When asked why he turned an eye to the Clerk’s Office, he said that he wasn’t ready to retire just yet, and hit a refrain.
“I enjoy helping people,” Whitehead said. “It makes me happy. Gives me a good feeling when I can help them, and I don’t mind. I always had an open door all the same to my phone calls. And that’s what I like doing.”
Since term limits forced him to leave the Property Assessor’s Office, he said he’s been doing yard work and helping out neighbors, and doing some work to help people appeal a property valuation. “So I’m actually looking for something to do,” he said. When asked what makes him stand out among the field, he leaned on his time as property assessor.
“Well, I’m the only candidate that successfully managed and operated a public office, so I think that helps me a lot,” he said.
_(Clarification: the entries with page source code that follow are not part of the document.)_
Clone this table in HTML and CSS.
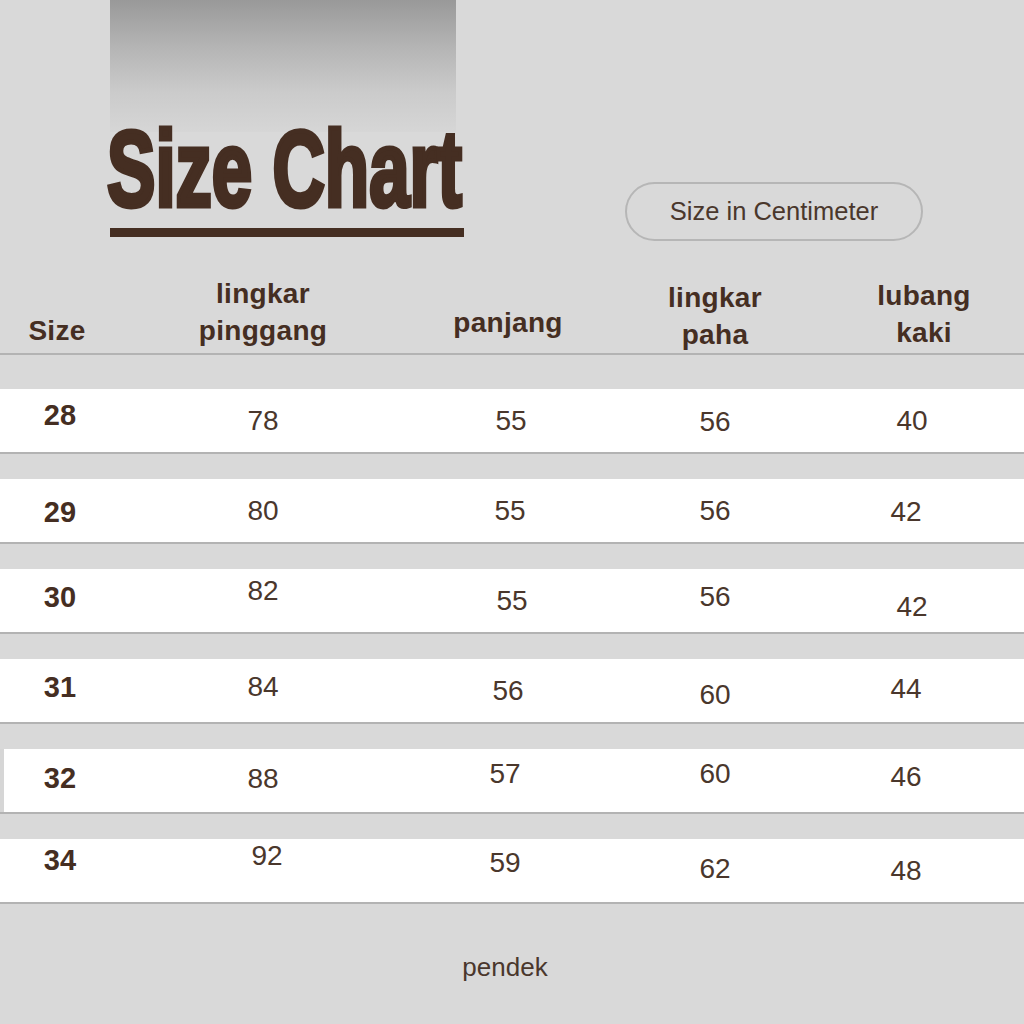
FILE: index.html
```html
<!DOCTYPE html>
<html lang="id">
<head>
<meta charset="utf-8">
<title>Size Chart</title>
<link rel="stylesheet" href="styles.css">
</head>
<body>
<div class="page">
  <header class="hero">
    <div class="brand">
      <h1 class="title">Size Chart</h1>
      <div class="rule"></div>
    </div>
    <div class="pill">Size in Centimeter</div>
  </header>

  <div class="thead">
    <div class="th th-size">Size</div>
    <div class="th">lingkar<br>pinggang</div>
    <div class="th th-mid">panjang</div>
    <div class="th th-low">lingkar<br>paha</div>
    <div class="th th-last">lubang<br>kaki</div>
  </div>

  <div class="rows">
    <div class="row">
      <div class="td size u6">28</div>
      <div class="td">78</div>
      <div class="td r3">55</div>
      <div class="td d1">56</div>
      <div class="td r6">40</div>
    </div>
    <div class="row">
      <div class="td size d1">29</div>
      <div class="td">80</div>
      <div class="td r2">55</div>
      <div class="td">56</div>
      <div class="td d1">42</div>
    </div>
    <div class="row">
      <div class="td size u4">30</div>
      <div class="td u10">82</div>
      <div class="td r4">55</div>
      <div class="td u4">56</div>
      <div class="td d6 r6">42</div>
    </div>
    <div class="row">
      <div class="td size u4">31</div>
      <div class="td u4">84</div>
      <div class="td">56</div>
      <div class="td d4">60</div>
      <div class="td u2">44</div>
    </div>
    <div class="row inset">
      <div class="td size u3">32</div>
      <div class="td u2">88</div>
      <div class="td u7 l3">57</div>
      <div class="td u7">60</div>
      <div class="td u4">46</div>
    </div>
    <div class="row">
      <div class="td size u11">34</div>
      <div class="td u15 r4">92</div>
      <div class="td u8 l3">59</div>
      <div class="td u2">62</div>
      <div class="td">48</div>
    </div>
  </div>

  <footer class="foot">pendek</footer>
</div>
</body>
</html>
```
FILE: styles.css
```css
* { box-sizing: border-box; }

html, body {
  margin: 0;
  padding: 0;
}

body {
  background: #d9d9d9;
  color: #452e22;
  font-family: "Liberation Sans", Arial, sans-serif;
}

.page {
  width: 1024px;
  height: 1024px;
  overflow: hidden;
}

/* ---------- hero ---------- */
.hero {
  display: flex;
  align-items: flex-start;
  height: 270px;
  padding-left: 104px;
}

.brand {
  width: 362px;
  background-image: linear-gradient(180deg, #999999 0%, #b4b4b4 35%, #cbcbcb 70%, #d6d6d6 100%);
  background-repeat: no-repeat;
  background-size: 346px 132px;
  background-position: 6px 0;
  padding-top: 115px;
}

.title {
  margin: 0 0 0 3px;
  font-family: "Liberation Sans", Arial, sans-serif;
  font-weight: 700;
  font-size: 108px;
  line-height: 108px;
  height: 108px;
  white-space: nowrap;
  color: #452e22;
  -webkit-text-stroke: 5px #452e22;
  transform: scaleX(0.672);
  transform-origin: 0 0;
}

.rule {
  margin-top: 5px;
  margin-left: 6px;
  width: 354px;
  height: 9px;
  background: #452e22;
}

.pill {
  margin-left: 159px;
  margin-top: 182px;
  width: 298px;
  height: 59px;
  border: 2px solid #b6b6b6;
  border-radius: 30px;
  display: flex;
  align-items: center;
  justify-content: center;
  font-size: 25.5px;
  color: #4a372c;
}

/* ---------- table ---------- */
.thead,
.row {
  display: grid;
  grid-template-columns: 120px 286px 204px 210px 172px;
}

.thead {
  height: 85px;
  border-bottom: 2px solid #b3b3b3;
  align-items: end;
}

.th {
  font-weight: 700;
  font-size: 28px;
  line-height: 37px;
  letter-spacing: 0.3px;
  text-align: center;
  padding-bottom: 4px;
}

.th-size { padding-right: 6px; }
.th-mid { padding-bottom: 12px; }
.th-low { padding-bottom: 0; }
.th-last { padding-left: 36px; padding-bottom: 2px; }

.rows {
  padding-top: 34px;
}

.row {
  height: 65px;
  background: #ffffff;
  border-bottom: 2px solid #b3b3b3;
  margin-bottom: 25px;
  align-items: center;
}

.row.inset {
  box-shadow: inset 4px 0 0 #d6d6d6;
}

.td {
  text-align: center;
  font-size: 28px;
  line-height: 32px;
  color: #4a372c;
}

.td.size {
  font-weight: 700;
  font-size: 29px;
  color: #452e22;
}

/* per-cell placement quirks of the source artwork */
.u2 { margin-bottom: 4px; }
.u3 { margin-bottom: 6px; }
.u4 { margin-bottom: 8px; }
.u6 { margin-bottom: 12px; }
.u7 { margin-bottom: 14px; }
.u8 { margin-bottom: 16px; }
.u10 { margin-bottom: 20px; }
.u11 { margin-bottom: 22px; }
.u15 { margin-bottom: 30px; }
.d1 { margin-top: 2px; }
.d4 { margin-top: 8px; }
.d6 { margin-top: 12px; }
.r2 { padding-left: 4px; }
.r3 { padding-left: 6px; }
.r4 { padding-left: 8px; }
.r6 { padding-left: 12px; }
.l3 { padding-right: 6px; }

/* ---------- footer ---------- */
.foot {
  margin-top: 48px;
  padding-right: 14px;
  text-align: center;
  font-size: 26px;
  line-height: 30px;
  color: #4a372c;
}
```
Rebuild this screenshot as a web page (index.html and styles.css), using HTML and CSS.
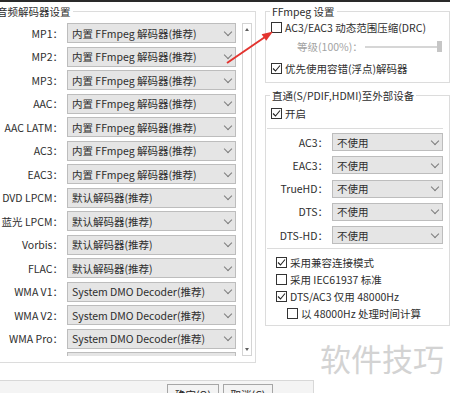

While he was the property assessor, the office oversaw four countywide reappraisals. He says that the Property Assessor’s office is the only place he’s ever worked.
“I’m running for county clerk,” he said, “just to continue my public service.”
His website says that he has experience managing large-scale public records and government operations, and promises transparency and accountability in county government. He wants to expand access to public records, but did not specify what that would look like, exactly.
“I think my name recognition is pretty well known,” Whitehead said, “and I think I got a pretty good reputation.”
Whitehead is a widower, but has two children, four grandchildren and a great-granddaughter, with another great-grandchild on the way.
Correction: This article has been updated with the correct name of former U.S. Rep. John Duncan.